Monday, August 19, 2013 by Michael Kanin

Austin Energy has proposed a major change to the way it charges – or doesn’t charge – for line extensions. If approved, the action would eventually assess a fee equal to 75 percent of the cost for constructing new lines and associated equipment.

 

Current utility policy allows the city to collect only costs incurred if the extension of overhead lines is more than 300 feet.

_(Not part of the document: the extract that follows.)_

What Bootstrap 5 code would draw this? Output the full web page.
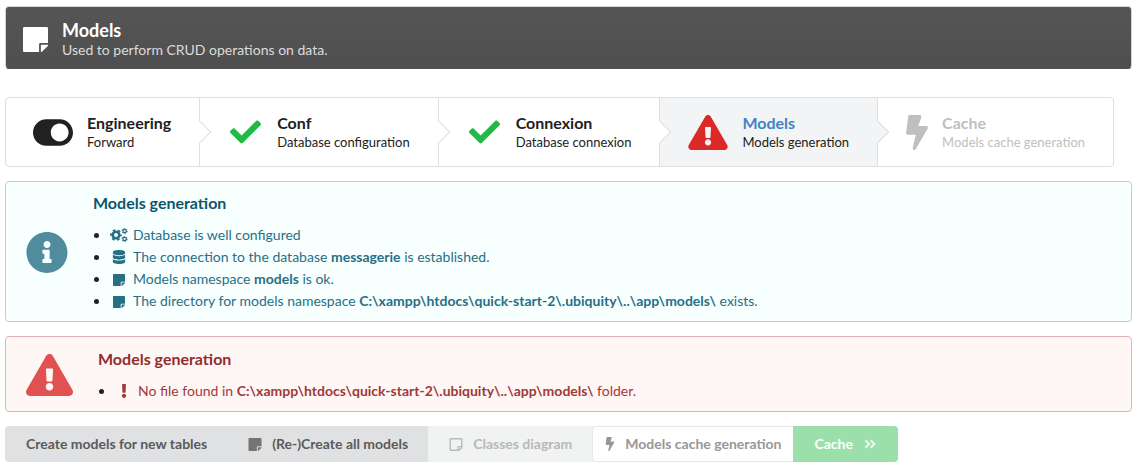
<!DOCTYPE html>
<html lang="en">
<head>
<meta charset="utf-8">
<meta name="viewport" content="width=device-width, initial-scale=1">
<title>Models</title>
<link href="https://cdn.jsdelivr.net/npm/bootstrap@5.3.0/dist/css/bootstrap.min.css" rel="stylesheet">
<style>
body{font-family:Lato,"Liberation Sans",sans-serif;font-size:14px;line-height:20px;color:#212121;background:#fff}
svg{fill:currentColor;flex:none;display:block}
.page{padding:6px 11px 10px 5px}
.banner{background:linear-gradient(#555,#4f4f4f);border:1px solid #d4d4d5;border-bottom-color:#4f4f4f;border-radius:4px;color:#fff;padding:12px 17px 9px;gap:14px;margin-bottom:28px}
.banner h1{font-size:18px;line-height:22px;font-weight:700;margin:0}
.banner p{color:#dcdcdc;margin:0;line-height:18px}
.wizard{border:1px solid #dededf;border-radius:4px;margin:0 0 14px;padding:0;list-style:none}
.stage{position:relative;border-right:1px solid #dededf;height:68px;padding:0 28px 0 27px;gap:14px}
.stage + .stage{padding-left:28px}
.stage:last-child{border-right:0}
.stage:not(:last-child)::after{content:"";position:absolute;z-index:1;right:-9px;top:26px;width:16px;height:16px;background:#fff;border:solid #dededf;border-width:0 1px 1px 0;transform:rotate(-45deg)}
.stage.current,.stage.current::after{background:#f3f4f5!important}
.stage strong{display:block;font-size:16px;line-height:20px}
.stage span{display:block;font-size:13px;line-height:18px}
.stage.current strong{color:#4183c4}
.stage.off{color:#bfbfbf}
.green{color:#21ba45}.red{color:#db2828}
.notice{border:1px solid;border-radius:4px;padding:10px 20px 9px;gap:25px;margin-bottom:14px}
.notice h2{font-size:16px;line-height:22px;font-weight:700;margin:0 0 10px}
.notice ul{margin:0;padding-left:17px;color:#212121}
.notice li{line-height:22px}
.line svg{width:18px;display:inline-block;margin-right:5px;vertical-align:-2px}
.info{background:#f8ffff;border-color:#a9d5de;color:#276f86}
.info h2{color:#0e566c}
.problem{background:#fff6f6;border-color:#e0b4b4;color:#9f3a38;padding-top:11px}
.problem h2{color:#912d2b}
.line.teal{color:#276f86}.line.wine{color:#9f3a38}
.faded{opacity:.8}
.actions .btn{--bs-btn-font-size:14px;--bs-btn-line-height:20px;--bs-btn-border-width:0;--bs-btn-disabled-opacity:1;--bs-btn-border-radius:4px;font-weight:700;padding:8px 21px;gap:10px;height:36px;color:#5a5a5a;background:#e0e1e2;flex:none}
.actions .btn.unavailable{color:#b8b9b9;background:#f1f2f2}
.actions .btn.outline{color:#979797;background:#fff;box-shadow:inset 0 0 0 1px #e9e9ea;padding:8px 13px;border-radius:4px 0 0 4px}
.actions .btn.go{color:#fff;background:#9be0aa}
</style>
</head>
<body>
<svg width="0" height="0" class="position-absolute" aria-hidden="true">
<symbol id="note" viewBox="0 32 448 448"><path d="M312 320h136V56c0-13.300-10.700-24-24-24H24C10.700 32 0 42.700 0 56v400c0 13.300 10.700 24 24 24h264V344c0-13.200 10.800-24 24-24zm129 55l-98 98c-4.500 4.500-10.600 7-17 7h-6V352h128v6.100c0 6.300-2.500 12.400-7 16.900z"/></symbol>
<symbol id="note-open" viewBox="0 32 448 448"><path d="M448 348.106V80c0-26.510-21.490-48-48-48H48C21.490 32 0 53.490 0 80v351.988c0 26.510 21.490 48 48 48h268.118a48 48 0 0 0 33.941-14.059l83.882-83.882A48 48 0 0 0 448 348.106zm-128 80v-76.118h76.118L320 428.106zM400 80v223.988H296c-13.255 0-24 10.745-24 24v104H48V80h352z"/></symbol>
<symbol id="check" viewBox="-33 65 578 382"><path d="M173.898 439.404l-166.400-166.400c-9.997-9.997-9.997-26.206 0-36.204l36.203-36.204c9.997-9.998 26.207-9.998 36.204 0L192 312.690 432.095 72.596c9.997-9.997 26.207-9.997 36.204 0l36.203 36.204c9.997 9.997 9.997 26.206 0 36.204l-294.400 294.401c-9.998 9.997-26.207 9.997-36.204-.001z"/></symbol>
<symbol id="warn" viewBox="0 0 576 512"><path d="M569.517 440.013C587.975 472.007 564.806 512 527.940 512H48.054c-36.937 0-59.999-40.055-41.577-71.987L246.423 23.985c18.467-32.009 64.720-31.951 83.154 0l239.940 416.028zM288 354c-25.405 0-46 20.595-46 46s20.595 46 46 46 46-20.595 46-46-20.595-46-46-46zm-43.673-165.346l7.418 136c.347 6.364 5.609 11.346 11.982 11.346h48.546c6.373 0 11.635-4.982 11.982-11.346l7.418-136c.375-6.874-5.098-12.654-11.982-12.654h-63.383c-6.884 0-12.356 5.780-11.981 12.654z"/></symbol>
<symbol id="bolt" viewBox="0 0 320 512"><path d="M296 160H180.600l42.600-129.800C227.200 15 215.700 0 200 0H56C44 0 33.800 8.900 32.200 20.800l-32 240C-1.700 275.200 9.500 288 24 288h118.700L96.600 482.500c-3.600 15.200 8 29.500 23.300 29.500 8.400 0 16.400-4.400 20.800-12l176-304c9.300-15.900-2.200-36-20.700-36z"/></symbol>
<symbol id="about" viewBox="8 8 496 496"><path d="M256 8C119.043 8 8 119.083 8 256c0 136.997 111.043 248 248 248s248-111.003 248-248C504 119.083 392.957 8 256 8zm0 110c23.196 0 42 18.804 42 42s-18.804 42-42 42-42-18.804-42-42 18.804-42 42-42zm56 254c0 6.627-5.373 12-12 12h-88c-6.627 0-12-5.373-12-12v-24c0-6.627 5.373-12 12-12h12v-64h-12c-6.627 0-12-5.373-12-12v-24c0-6.627 5.373-12 12-12h64c6.627 0 12 5.373 12 12v100h12c6.627 0 12 5.373 12 12v24z"/></symbol>
<symbol id="db" viewBox="0 0 448 512"><path d="M448 73.143v45.714C448 159.143 347.667 192 224 192S0 159.143 0 118.857V73.143C0 32.857 100.333 0 224 0s224 32.857 224 73.143zM448 176v102.857C448 319.143 347.667 352 224 352S0 319.143 0 278.857V176c48.125 33.143 136.208 48.572 224 48.572S399.874 209.143 448 176zm0 160v102.857C448 479.143 347.667 512 224 512S0 479.143 0 438.857V336c48.125 33.143 136.208 48.572 224 48.572S399.874 369.143 448 336z"/></symbol>
<symbol id="toggle" viewBox="0 64 576 384"><path d="M384 64H192C86 64 0 150 0 256s86 192 192 192h192c106 0 192-86 192-192S490 64 384 64zm0 320c-70.800 0-128-57.300-128-128 0-70.800 57.300-128 128-128 70.800 0 128 57.300 128 128 0 70.800-57.300 128-128 128z"/></symbol>
<symbol id="bang" viewBox="0 0 192 512"><path d="M176 432c0 44.112-35.888 80-80 80s-80-35.888-80-80 35.888-80 80-80 80 35.888 80 80zM25.260 25.199l13.600 272C39.499 309.972 50.041 320 62.830 320h66.340c12.789 0 23.331-10.028 23.970-22.801l13.600-272C167.425 11.490 156.496 0 142.770 0H49.230C35.504 0 24.575 11.490 25.260 25.199z"/></symbol>
<symbol id="gears" viewBox="0 0 18 14"><g fill="none" stroke="currentColor"><circle cx="6" cy="7" r="3.300" stroke-width="2.600"/><circle cx="6" cy="7" r="5.100" stroke-width="1.600" stroke-dasharray="2.600 2.740" stroke-dashoffset="1.300"/><circle cx="14.600" cy="3" r="1.700" stroke-width="1.300"/><circle cx="14.600" cy="3" r="2.600" stroke-width="1" stroke-dasharray="1.360 1.360"/><circle cx="14.600" cy="11" r="1.700" stroke-width="1.300"/><circle cx="14.600" cy="11" r="2.600" stroke-width="1" stroke-dasharray="1.360 1.360"/></g></symbol>
<symbol id="forward" viewBox="0 0 12 10"><path d="M1.500 1.300L5.200 5L1.500 8.700M6.700 1.300L10.400 5L6.700 8.700" fill="none" stroke="currentColor" stroke-width="2"/></symbol>
</svg>

<main class="page">
  <header class="banner d-flex align-items-center">
    <svg width="25" height="25"><use href="#note"/></svg>
    <div><h1>Models</h1><p>Used to perform CRUD operations on data.</p></div>
  </header>

  <ol class="wizard d-inline-flex align-top">
    <li class="stage d-flex align-items-center"><svg width="40" height="27"><use href="#toggle"/></svg><div><strong>Engineering</strong><span>Forward</span></div></li>
    <li class="stage d-flex align-items-center"><svg class="green" width="35" height="24"><use href="#check"/></svg><div><strong>Conf</strong><span>Database configuration</span></div></li>
    <li class="stage d-flex align-items-center"><svg class="green" width="35" height="24"><use href="#check"/></svg><div><strong>Connexion</strong><span>Database connexion</span></div></li>
    <li class="stage current d-flex align-items-center" aria-current="step"><svg class="red" width="40" height="35"><use href="#warn"/></svg><div><strong>Models</strong><span>Models generation</span></div></li>
    <li class="stage off d-flex align-items-center"><svg width="22" height="35"><use href="#bolt"/></svg><div><strong>Cache</strong><span>Models cache generation</span></div></li>
  </ol>

  <section class="notice info d-flex align-items-center">
    <svg class="faded" width="42" height="41"><use href="#about"/></svg>
    <div>
      <h2>Models generation</h2>
      <ul>
        <li><span class="line teal"><svg height="14"><use href="#gears"/></svg>Database is well configured</span></li>
        <li><span class="line teal"><svg height="14"><use href="#db"/></svg>The connection to the database <b>messagerie</b> is established.</span></li>
        <li><span class="line teal"><svg height="12"><use href="#note"/></svg>Models namespace <b>models</b> is ok.</span></li>
        <li><span class="line teal"><svg height="12"><use href="#note"/></svg>The directory for models namespace <b>C:\xampp\htdocs\quick-start-2\.ubiquity\..\app\models\</b> exists.</span></li>
      </ul>
    </div>
  </section>

  <section class="notice problem d-flex align-items-center">
    <svg class="red faded" width="47" height="42"><use href="#warn"/></svg>
    <div>
      <h2>Models generation</h2>
      <ul>
        <li><span class="line wine"><svg height="14"><use href="#bang"/></svg>No file found in <b>C:\xampp\htdocs\quick-start-2\.ubiquity\..\app\models\</b> folder.</span></li>
      </ul>
    </div>
  </section>

  <div class="actions btn-group d-inline-flex align-top" role="group" aria-label="Models actions">
    <button type="button" class="btn d-flex align-items-center">Create models for new tables</button>
    <button type="button" class="btn d-flex align-items-center"><svg class="faded" width="14" height="13"><use href="#note"/></svg>(Re-)Create all models</button>
    <button type="button" class="btn unavailable d-flex align-items-center" disabled><svg width="14" height="13"><use href="#note-open"/></svg>Classes diagram</button>
    <button type="button" class="btn outline d-flex align-items-center"><svg width="10" height="14"><use href="#bolt"/></svg>Models cache generation</button>
    <button type="button" class="btn go d-flex align-items-center">Cache<svg class="faded" width="14" height="10"><use href="#forward"/></svg></button>
  </div>
</main>
<script src="https://cdn.jsdelivr.net/npm/bootstrap@5.3.0/dist/js/bootstrap.bundle.min.js"></script>
</body>
</html>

In all other cases, the utility employs a formula that, in some cases, results in little or no reimbursement.

 

At the June meeting of the Electric Utility Commission, Austin Energy General Manager Larry Weis told commissioners that the utility’s dated line extension policy is costing it a significant amount of money.

 

“I’ve been very candid in saying, as we’ve gone through the (rate case) and everything that, ‘yeah it is a significant amount of revenue that could be recovered,’” Weis said at the time. (See In Fact Daily, June 18.)

 

Though the utility is asking for a new $100 fee attached to each new Electric Service Planning Application immediately, staff called on Austin City Council members at last week’s Austin Energy Committee meeting for more help.

 

The new plan phases in a 75 percent charge for “all costs including transformers” over four years beginning in 2015. The fees would start at 15 percent, climb to 30 percent in 2016, to 45 percent in 2017, to 60 percent in 2018, and finally to the full amount in 2020.

 

Line extensions, like their water counterpart service extension requests, play a key role in the debate over who should pay for the continuing growth of Austin and its suburbs. Consumer advocates argue that, if the utility picks up a significant portion of the tab, existing residents – ratepayers who see accompanying bill increases – are stuck with the bill.

 

Consumer advocates aren’t the only observers interested in a change in Austin Energy’s line extension policy. The city’s Electric Utility Commissioners, pushed along by veteran commissioner and watchdog Shudde Fath, also sought some sort of action over the matter. The commission is set to pick up the topic again, now that Council has seen it.

 

On Tuesday, Council Members Kathie Tovo and Laura Morrison pushed for a quick application of the line extension policy changes. Though Weis suggested that a slower approach might prove smoother, Tovo continued to push.

 

“I would like to see us really taking some action on this,” she said. “It strikes me as I looked at these numbers that we’re asking ratepayers to absorb these costs. You have folks who are renting apartments who are, in effect, helping subsidize somebody’s new home. And that doesn’t strike me as very fair.”

 

For his part, Council Member Mike Martinez suggested that the extension fee be used to drive development toward the city’s desired development zone. “To me, a policy consideration is whether or not we incent growth in certain areas,” he said. “To the eastern side of Travis County and the eastern side of Austin is our desired development zone and where we’d like to see growth occur.”

 

Martinez suggested higher fees for line extensions outside of the desired development zone.